Good flow makes mediocre food feel impressive. Bad flow makes great food feel chaotic.
The detail that wins everything
Here's the smallest thing that makes the biggest difference. Label everything. Every dish, every counter, every dessert — clearly labelled with the name of the dish, whether it's vegetarian or non-vegetarian, whether it contains common allergens (nuts, dairy, gluten), and whether it's spicy.
This sounds obvious. Almost no corporate event does it well. And the moment you start, you'll watch people relax visibly — because they don't have to ask, they don't have to guess, they don't have to worry about hidden ingredients. The labelling does the explaining for them, and they get to enjoy the food instead of interrogating it.

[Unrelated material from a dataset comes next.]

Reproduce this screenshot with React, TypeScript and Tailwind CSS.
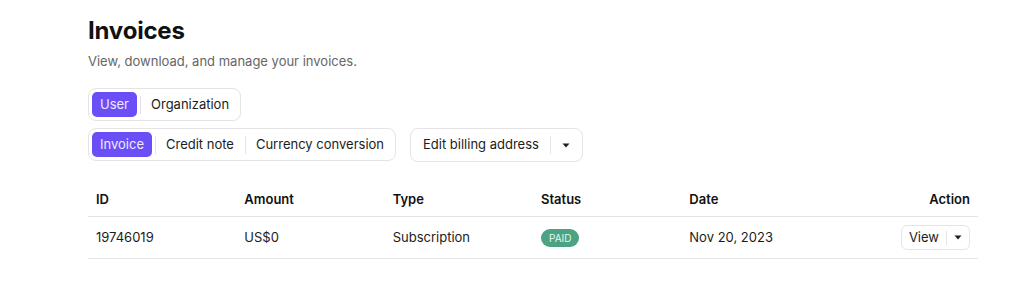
import React from "react";

const Caret = () => (
  <svg width="8" height="5" viewBox="0 0 8 5" className="block">
    <path d="M0.5 0.5 L7.5 0.5 L4 4.5 Z" fill="#1f1f1f" />
  </svg>
);

function Segmented({ items, active }: { items: string[]; active: number }) {
  return (
    <div className="inline-flex items-center self-start rounded-[8px] border border-[#e4e4e7] bg-white p-[3px]">
      {items.map((it, i) => (
        <React.Fragment key={it}>
          {i > 0 && <div className="ml-[3px] mr-[2px] h-[18px] w-px bg-[#e4e4e7]" />}
          <div
            className={
              i === active
                ? "flex h-[25px] items-center rounded-[5px] bg-[#6b4ef6] px-[8px] text-[13px] text-[#efeafe]"
                : "flex h-[25px] items-center px-[8px] text-[13px] text-[#1c1c1c]"
            }
          >
            {it}
          </div>
        </React.Fragment>
      ))}
    </div>
  );
}

export default function App() {
  return (
    <div
      className="min-h-[289px] w-[1024px] bg-white text-[#1c1c1c]"
      style={{ fontFamily: "Inter, 'Noto Sans', sans-serif" }}
    >
      <div className="flex w-[978px] flex-col pl-[88px] pt-[15px]">
        <h1 className="text-[24px] font-bold leading-[32px] tracking-[-0.2px] text-[#111]">Invoices</h1>
        <p className="mt-[6px] text-[13px] leading-[16px] text-[#666]">
          View, download, and manage your invoices.
        </p>
        <div className="mt-[19px] flex">
          <Segmented items={["User", "Organization"]} active={0} />
        </div>
        <div className="mt-[7px] flex items-start gap-[14px]">
          <Segmented items={["Invoice", "Credit note", "Currency conversion"]} active={0} />
          <div className="flex h-[34px] items-center rounded-[8px] border border-[#e4e4e7] bg-white">
            <span className="pl-[12px] pr-[11px] text-[13px]">Edit billing address</span>
            <div className="h-[18px] w-px bg-[#e4e4e7]" />
            <span className="flex w-[31px] justify-center">
              <Caret />
            </span>
          </div>
        </div>
        <div className="mt-[22px] w-[890px]">
          <div className="grid h-[33px] grid-cols-6 items-center border-b border-[#e4e4e7] text-[13px] font-semibold text-[#111]">
            <div className="px-[8px]">ID</div>
            <div className="px-[8px]">Amount</div>
            <div className="px-[8px]">Type</div>
            <div className="px-[8px]">Status</div>
            <div className="px-[8px]">Date</div>
            <div className="px-[8px] text-right">Action</div>
          </div>
          <div className="grid h-[42px] grid-cols-6 items-center border-b border-[#e4e4e7] text-[13px] text-[#1c1c1c]">
            <div className="px-[8px]">19746019</div>
            <div className="px-[8px]">US$0</div>
            <div className="px-[8px]">Subscription</div>
            <div className="px-[8px]">
              <span className="inline-flex h-[18px] items-center rounded-full bg-[#4aa383] px-[8px] text-[10px] text-[#e8f5ef]">
                PAID
              </span>
            </div>
            <div className="px-[8px]">Nov 20, 2023</div>
            <div className="flex justify-end px-[8px]">
              <div className="flex h-[25px] items-center rounded-[6px] border border-[#e4e4e7] bg-white">
                <span className="pl-[7px] pr-[7px] text-[13px]">View</span>
                <div className="h-[14px] w-px bg-[#e4e4e7]" />
                <span className="flex w-[22px] justify-center">
                  <Caret />
                </span>
              </div>
            </div>
          </div>
        </div>
      </div>
    </div>
  );
}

Guests with dietary restrictions feel respected. Guests without them feel cared for. The whole event feels more thoughtful, and you didn't have to spend a single extra rupee on the food itself. This is the highest-leverage detail in event catering, and it's the one most caterers skip.
The one question to ask yourself before signing off the menu
When you're reviewing the proposed menu, ignore the dish names for a moment. Ask yourself one question. "Will the people at this event remember a single thing they ate, three days from now?"
If the answer is no, the menu isn't done. If the answer is yes, you've designed something worth catering.